There are those who demonstrate forms of inflexibility, and genuinely live with difficulties in accepting change, shifting thoughts, making transitions.
Those inflexible patterns become part of us, they’re what we know and what we’re comfortable with. Inflexibility or ‘rigid thinking’, comes about when an individual is unable to consider alternative thoughts or different viewpoints on their current circumstances, and have difficulty finding innovative solutions to problems.
They will cling to their usual preconceptions and generalisations and may even react with hostility towards others if they feel challenged or have to change. Past experiences around abuse or hostility may sometimes be responsible.
It’s not always abuse or hostility that brings about inflexibility. Bad parenting may also be responsible. People with inflexible thinking will continue to base their beliefs on previous thoughts that don’t take into account new circumstances or new issues.
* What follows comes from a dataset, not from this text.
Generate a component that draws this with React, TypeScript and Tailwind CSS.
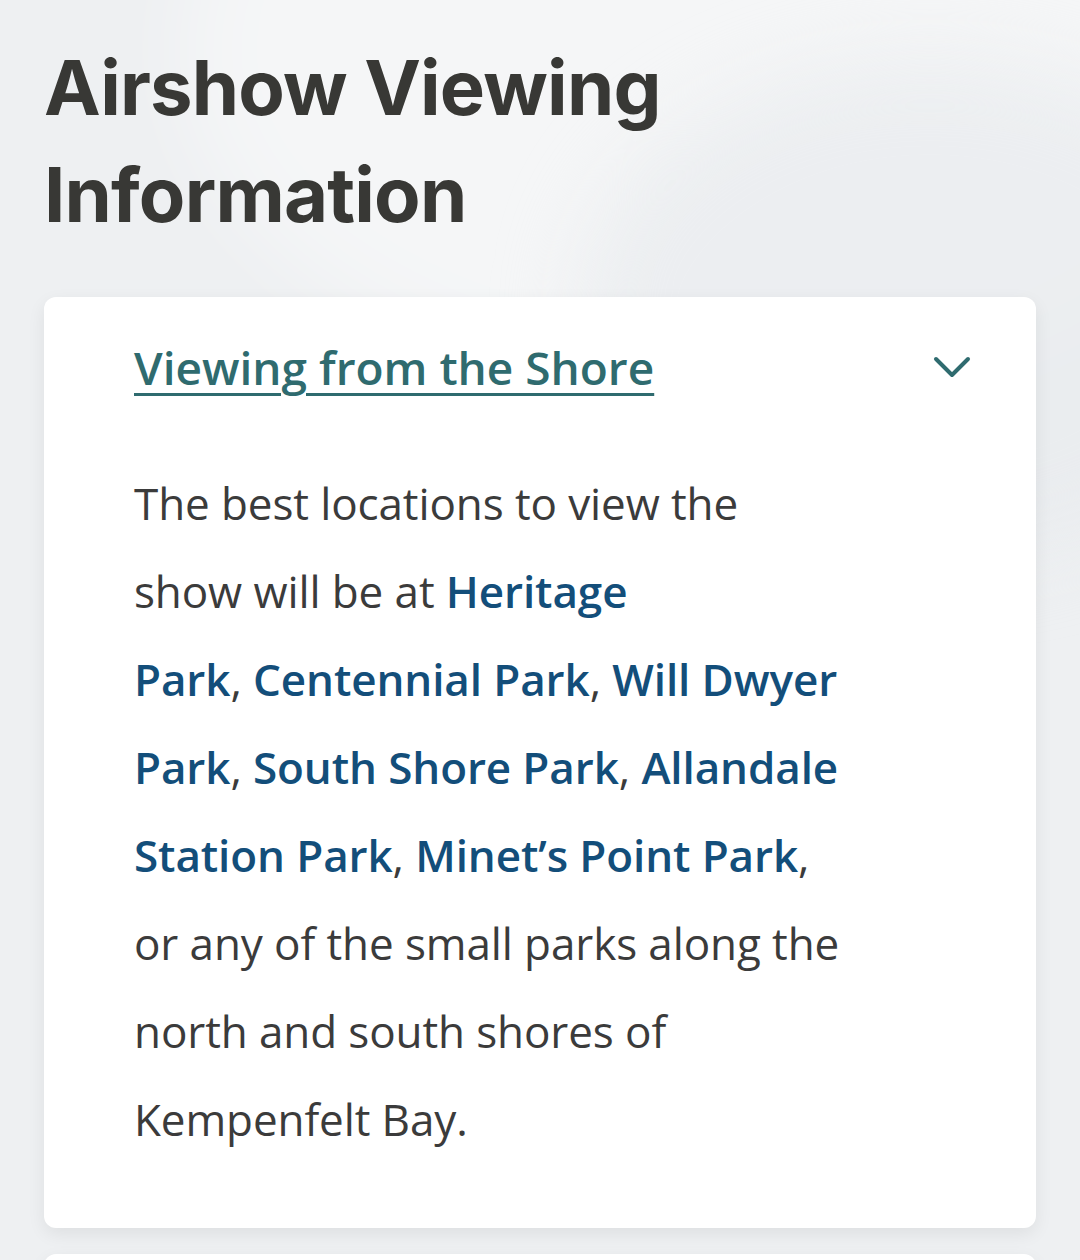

To them new situations and changing circumstances may often seem daunting.
As they continue to rely on familiar thought patterns, they will miss the points being expressed because they’re applying old thoughts to new circumstances, creating missed opportunities and disappointments.
Relationships will eventually become strained, because people who think inflexibly prefer to walk a familiar path where they don’t have to come out of their comfort zones.
Throwing a little bit of ‘being proactive’ into the equation would make for a more positive existence and would help with inflexible thinking.